THE EXERCISE: Wherever a line holds the word "index", copy that line out.

## START SOURCE EXCERPT

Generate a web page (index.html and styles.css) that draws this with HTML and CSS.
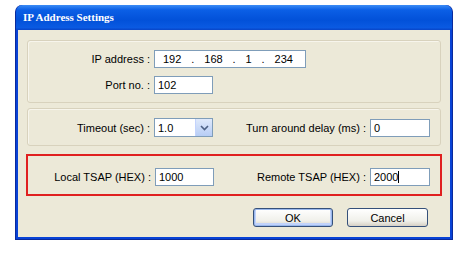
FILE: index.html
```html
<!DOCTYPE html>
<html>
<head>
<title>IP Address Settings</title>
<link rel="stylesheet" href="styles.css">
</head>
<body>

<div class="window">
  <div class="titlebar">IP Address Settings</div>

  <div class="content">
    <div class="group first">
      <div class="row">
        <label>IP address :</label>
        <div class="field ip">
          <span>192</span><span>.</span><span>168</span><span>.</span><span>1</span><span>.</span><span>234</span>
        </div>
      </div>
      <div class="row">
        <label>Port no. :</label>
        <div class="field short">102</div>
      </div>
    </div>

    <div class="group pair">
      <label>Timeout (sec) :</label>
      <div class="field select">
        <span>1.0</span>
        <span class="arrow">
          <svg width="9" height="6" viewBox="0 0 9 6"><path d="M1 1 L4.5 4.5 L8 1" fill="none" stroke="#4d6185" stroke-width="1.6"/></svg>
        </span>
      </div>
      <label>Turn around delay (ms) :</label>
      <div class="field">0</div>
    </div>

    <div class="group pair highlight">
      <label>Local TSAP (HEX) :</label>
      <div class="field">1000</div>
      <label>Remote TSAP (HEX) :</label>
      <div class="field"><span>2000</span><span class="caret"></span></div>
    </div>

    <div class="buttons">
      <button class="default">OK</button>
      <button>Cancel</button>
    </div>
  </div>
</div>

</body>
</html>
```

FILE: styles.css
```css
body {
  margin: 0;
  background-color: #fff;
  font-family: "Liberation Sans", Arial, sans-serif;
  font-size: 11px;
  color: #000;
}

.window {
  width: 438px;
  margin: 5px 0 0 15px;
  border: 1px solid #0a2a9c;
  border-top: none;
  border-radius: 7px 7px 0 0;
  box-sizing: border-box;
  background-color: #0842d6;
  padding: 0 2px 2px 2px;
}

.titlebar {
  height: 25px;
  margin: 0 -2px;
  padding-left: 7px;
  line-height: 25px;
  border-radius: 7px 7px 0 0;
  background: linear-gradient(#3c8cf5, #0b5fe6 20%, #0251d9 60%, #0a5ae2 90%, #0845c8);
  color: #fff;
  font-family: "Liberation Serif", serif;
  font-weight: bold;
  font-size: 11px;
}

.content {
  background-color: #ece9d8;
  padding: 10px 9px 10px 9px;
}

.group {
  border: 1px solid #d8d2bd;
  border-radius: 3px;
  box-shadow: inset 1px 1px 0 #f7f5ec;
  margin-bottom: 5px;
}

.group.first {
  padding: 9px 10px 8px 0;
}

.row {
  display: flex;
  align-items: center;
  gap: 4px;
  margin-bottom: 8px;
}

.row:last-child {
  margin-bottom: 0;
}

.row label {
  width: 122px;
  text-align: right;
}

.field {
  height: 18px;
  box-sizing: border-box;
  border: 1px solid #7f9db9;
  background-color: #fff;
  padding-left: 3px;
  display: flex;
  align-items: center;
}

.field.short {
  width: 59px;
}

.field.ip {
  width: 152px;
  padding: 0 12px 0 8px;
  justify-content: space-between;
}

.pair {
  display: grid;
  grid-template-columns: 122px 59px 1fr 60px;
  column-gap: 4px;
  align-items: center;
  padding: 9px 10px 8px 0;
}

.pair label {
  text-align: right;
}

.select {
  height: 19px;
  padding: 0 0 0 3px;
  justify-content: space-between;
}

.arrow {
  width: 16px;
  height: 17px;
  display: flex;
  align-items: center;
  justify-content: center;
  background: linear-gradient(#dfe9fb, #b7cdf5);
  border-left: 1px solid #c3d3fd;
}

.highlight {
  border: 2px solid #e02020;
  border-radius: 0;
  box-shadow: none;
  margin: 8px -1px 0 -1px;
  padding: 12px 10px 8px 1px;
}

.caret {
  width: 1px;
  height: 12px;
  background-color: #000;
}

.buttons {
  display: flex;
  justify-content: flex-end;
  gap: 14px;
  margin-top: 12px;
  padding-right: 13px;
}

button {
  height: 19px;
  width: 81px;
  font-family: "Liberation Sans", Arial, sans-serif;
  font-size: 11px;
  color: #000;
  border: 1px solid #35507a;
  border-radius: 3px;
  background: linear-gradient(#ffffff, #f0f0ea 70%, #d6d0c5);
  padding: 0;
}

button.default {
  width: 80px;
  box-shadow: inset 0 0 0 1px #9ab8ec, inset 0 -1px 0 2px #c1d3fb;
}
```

## END SOURCE EXCERPT

WORKED ANSWER:
Generate a web page (index.html and styles.css) that draws this with HTML and CSS.
FILE: index.html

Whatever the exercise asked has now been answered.